Without the images, write out the whole listing exactly.

[Start Data section]

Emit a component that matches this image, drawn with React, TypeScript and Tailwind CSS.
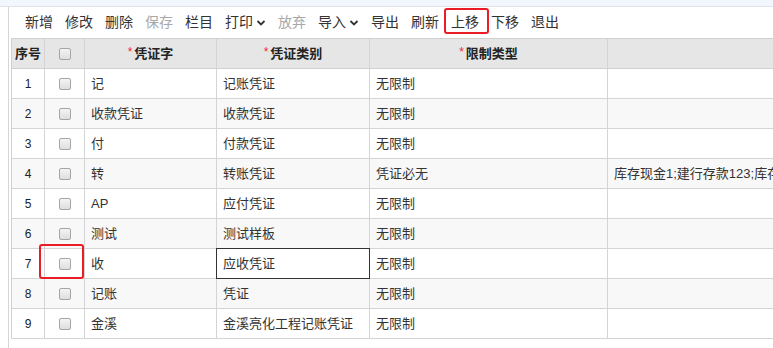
import { ReactNode } from "react";

const rows = [
  { no: 1, word: "记", type: "记账凭证", limit: "无限制", extra: "" },
  { no: 2, word: "收款凭证", type: "收款凭证", limit: "无限制", extra: "" },
  { no: 3, word: "付", type: "付款凭证", limit: "无限制", extra: "" },
  { no: 4, word: "转", type: "转账凭证", limit: "凭证必无", extra: "库存现金1;建行存款123;库存现金2" },
  { no: 5, word: "AP", type: "应付凭证", limit: "无限制", extra: "" },
  { no: 6, word: "测试", type: "测试样板", limit: "无限制", extra: "" },
  { no: 7, word: "收", type: "应收凭证", limit: "无限制", extra: "" },
  { no: 8, word: "记账", type: "凭证", limit: "无限制", extra: "" },
  { no: 9, word: "金溪", type: "金溪亮化工程记账凭证", limit: "无限制", extra: "" },
];

const Chevron = () => (
  <svg width="10" height="6" viewBox="0 0 10 6" className="ml-[3px]">
    <polyline points="1.5,1 5,4.5 8.5,1" fill="none" stroke="#333" strokeWidth="1.8" />
  </svg>
);

const ToolButton = ({ label, disabled, menu }: { label: string; disabled?: boolean; menu?: boolean }) => (
  <div className={`flex items-center px-[6px] h-full text-[14px] ${disabled ? "text-[#a8a8a8]" : "text-[#333]"}`}>
    <span>{label}</span>
    {menu && <Chevron />}
  </div>
);

const Checkbox = () => (
  <div className="w-[12px] h-[12px] rounded-[2px] border border-[#a6a6a6] bg-gradient-to-b from-[#f4f4f4] to-[#dedede]" />
);

const Cell = ({ w, children, center, className = "" }: { w: string; children?: ReactNode; center?: boolean; className?: string }) => (
  <div className={`${w} shrink-0 h-full border-r border-[#d4d4d4] flex items-center whitespace-nowrap overflow-hidden ${center ? "justify-center" : "px-[6px]"} ${className}`}>
    {children}
  </div>
);

const Star = () => <span className="text-[#f0263a] text-[12px] font-normal mr-[2px] relative -top-[2px]">*</span>;

export default function App() {
  return (
    <div className="relative w-full h-screen overflow-hidden bg-white font-['Liberation_Sans','Noto_Sans_CJK_SC',sans-serif]">
      <div className="h-[7px] bg-[#f2f6fd] border-b border-[#dfe2e7]" />
      <div className="flex h-[341px]">
        <div className="w-[8px] shrink-0" />
        <div className="flex-1 border-l border-[#d6d6d6] min-w-0">
          {/* toolbar */}
          <div className="h-[31px] flex items-center pl-[10px]">
            <ToolButton label="新增" />
            <ToolButton label="修改" />
            <ToolButton label="删除" />
            <ToolButton label="保存" disabled />
            <ToolButton label="栏目" />
            <ToolButton label="打印" menu />
            <ToolButton label="放弃" disabled />
            <ToolButton label="导入" menu />
            <ToolButton label="导出" />
            <ToolButton label="刷新" />
            <ToolButton label="上移" />
            <ToolButton label="下移" />
            <ToolButton label="退出" />
          </div>

          {/* grid */}
          <div className="ml-[2px] w-[1000px] border-l border-t border-[#d0d0d0] text-[13px] text-[#333]">
            <div className="flex h-[30px] bg-[#e6e6e6] border-b border-[#d0d0d0] font-bold text-[13px] text-[#222]">
              <Cell w="w-[33px]" center>序号</Cell>
              <Cell w="w-[40px]" center><Checkbox /></Cell>
              <Cell w="w-[132px]" center><Star />凭证字</Cell>
              <Cell w="w-[153px]" center><Star />凭证类别</Cell>
              <Cell w="w-[238px]" center><Star />限制类型</Cell>
              <Cell w="flex-1" />
            </div>
            {rows.map((r) => (
              <div key={r.no} className={`flex h-[30px] border-b border-[#d4d4d4] ${r.no % 2 === 0 ? "bg-[#f8f8f8]" : "bg-white"}`}>
                <Cell w="w-[33px]" center className="text-[12px] text-[#222]">{r.no}</Cell>
                <Cell w="w-[40px]" center><Checkbox /></Cell>
                <Cell w="w-[132px]">{r.word}</Cell>
                <Cell w="w-[153px]" className={r.no === 7 ? "relative overflow-visible" : ""}>
                  {r.type}
                  {r.no === 7 && <div className="absolute -inset-px border border-[#333]" />}
                </Cell>
                <Cell w="w-[238px]">{r.limit}</Cell>
                <Cell w="flex-1">{r.extra}</Cell>
              </div>
            ))}
          </div>
        </div>
      </div>

      {/* annotation marks */}
      <div className="absolute left-[444px] top-[8px] w-[45px] h-[26px] border-2 border-[#ec1c24] rounded-[3px]" />
      <div className="absolute left-[39px] top-[244px] w-[45px] h-[35px] border-2 border-[#ec1c24] rounded-[3px]" />
    </div>
  );
}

[End Data section]

Written response:
Emit a component that matches this image, drawn with React, TypeScript and Tailwind CSS.
import { ReactNode } from "react";

const rows = [
  { no: 1, word: "记", type: "记账凭证", limit: "无限制", extra: "" },
  { no: 2, word: "收款凭证", type: "收款凭证", limit: "无限制", extra: "" },
  { no: 3, word: "付", type: "付款凭证", limit: "无限制", extra: "" },
  { no: 4, word: "转", type: "转账凭证", limit: "凭证必无", extra: "库存现金1;建行存款123;库存现金2" },
  { no: 5, word: "AP", type: "应付凭证", limit: "无限制", extra: "" },
  { no: 6, word: "测试", type: "测试样板", limit: "无限制", extra: "" },
  { no: 7, word: "收", type: "应收凭证", limit: "无限制", extra: "" },
  { no: 8, word: "记账", type: "凭证", limit: "无限制", extra: "" },
  { no: 9, word: "金溪", type: "金溪亮化工程记账凭证", limit: "无限制", extra: "" },
];

const Chevron = () => (
  <svg width="10" height="6" viewBox="0 0 10 6" className="ml-[3px]">
    <polyline points="1.5,1 5,4.5 8.5,1" fill="none" stroke="#333" strokeWidth="1.8" />
  </svg>
);

const ToolButton = ({ label, disabled, menu }: { label: string; disabled?: boolean; menu?: boolean }) => (
  <div className={`flex items-center px-[6px] h-full text-[14px] ${disabled ? "text-[#a8a8a8]" : "text-[#333]"}`}>
    <span>{label}</span>
    {menu && <Chevron />}
  </div>
);

const Checkbox = () => (
  <div className="w-[12px] h-[12px] rounded-[2px] border border-[#a6a6a6] bg-gradient-to-b from-[#f4f4f4] to-[#dedede]" />
);

const Cell = ({ w, children, center, className = "" }: { w: string; children?: ReactNode; center?: boolean; className?: string }) => (
  <div className={`${w} shrink-0 h-full border-r border-[#d4d4d4] flex items-center whitespace-nowrap overflow-hidden ${center ? "justify-center" : "px-[6px]"} ${className}`}>
    {children}
  </div>
);

const Star = () => <span className="text-[#f0263a] text-[12px] font-normal mr-[2px] relative -top-[2px]">*</span>;

export default function App() {
  return (
    <div className="relative w-full h-screen overflow-hidden bg-white font-['Liberation_Sans','Noto_Sans_CJK_SC',sans-serif]">
      <div className="h-[7px] bg-[#f2f6fd] border-b border-[#dfe2e7]" />
      <div className="flex h-[341px]">
        <div className="w-[8px] shrink-0" />
        <div className="flex-1 border-l border-[#d6d6d6] min-w-0">
          {/* toolbar */}
          <div className="h-[31px] flex items-center pl-[10px]">
            <ToolButton label="新增" />
            <ToolButton label="修改" />
            <ToolButton label="删除" />
            <ToolButton label="保存" disabled />
            <ToolButton label="栏目" />
            <ToolButton label="打印" menu />
            <ToolButton label="放弃" disabled />
            <ToolButton label="导入" menu />
            <ToolButton label="导出" />
            <ToolButton label="刷新" />
            <ToolButton label="上移" />
            <ToolButton label="下移" />
            <ToolButton label="退出" />
          </div>

          {/* grid */}
          <div className="ml-[2px] w-[1000px] border-l border-t border-[#d0d0d0] text-[13px] text-[#333]">
            <div className="flex h-[30px] bg-[#e6e6e6] border-b border-[#d0d0d0] font-bold text-[13px] text-[#222]">
              <Cell w="w-[33px]" center>序号</Cell>
              <Cell w="w-[40px]" center><Checkbox /></Cell>
              <Cell w="w-[132px]" center><Star />凭证字</Cell>
              <Cell w="w-[153px]" center><Star />凭证类别</Cell>
              <Cell w="w-[238px]" center><Star />限制类型</Cell>
              <Cell w="flex-1" />
            </div>
            {rows.map((r) => (
              <div key={r.no} className={`flex h-[30px] border-b border-[#d4d4d4] ${r.no % 2 === 0 ? "bg-[#f8f8f8]" : "bg-white"}`}>
                <Cell w="w-[33px]" center className="text-[12px] text-[#222]">{r.no}</Cell>
                <Cell w="w-[40px]" center><Checkbox /></Cell>
                <Cell w="w-[132px]">{r.word}</Cell>
                <Cell w="w-[153px]" className={r.no === 7 ? "relative overflow-visible" : ""}>
                  {r.type}
                  {r.no === 7 && <div className="absolute -inset-px border border-[#333]" />}
                </Cell>
                <Cell w="w-[238px]">{r.limit}</Cell>
                <Cell w="flex-1">{r.extra}</Cell>
              </div>
            ))}
          </div>
        </div>
      </div>

      {/* annotation marks */}
      <div className="absolute left-[444px] top-[8px] w-[45px] h-[26px] border-2 border-[#ec1c24] rounded-[3px]" />
      <div className="absolute left-[39px] top-[244px] w-[45px] h-[35px] border-2 border-[#ec1c24] rounded-[3px]" />
    </div>
  );
}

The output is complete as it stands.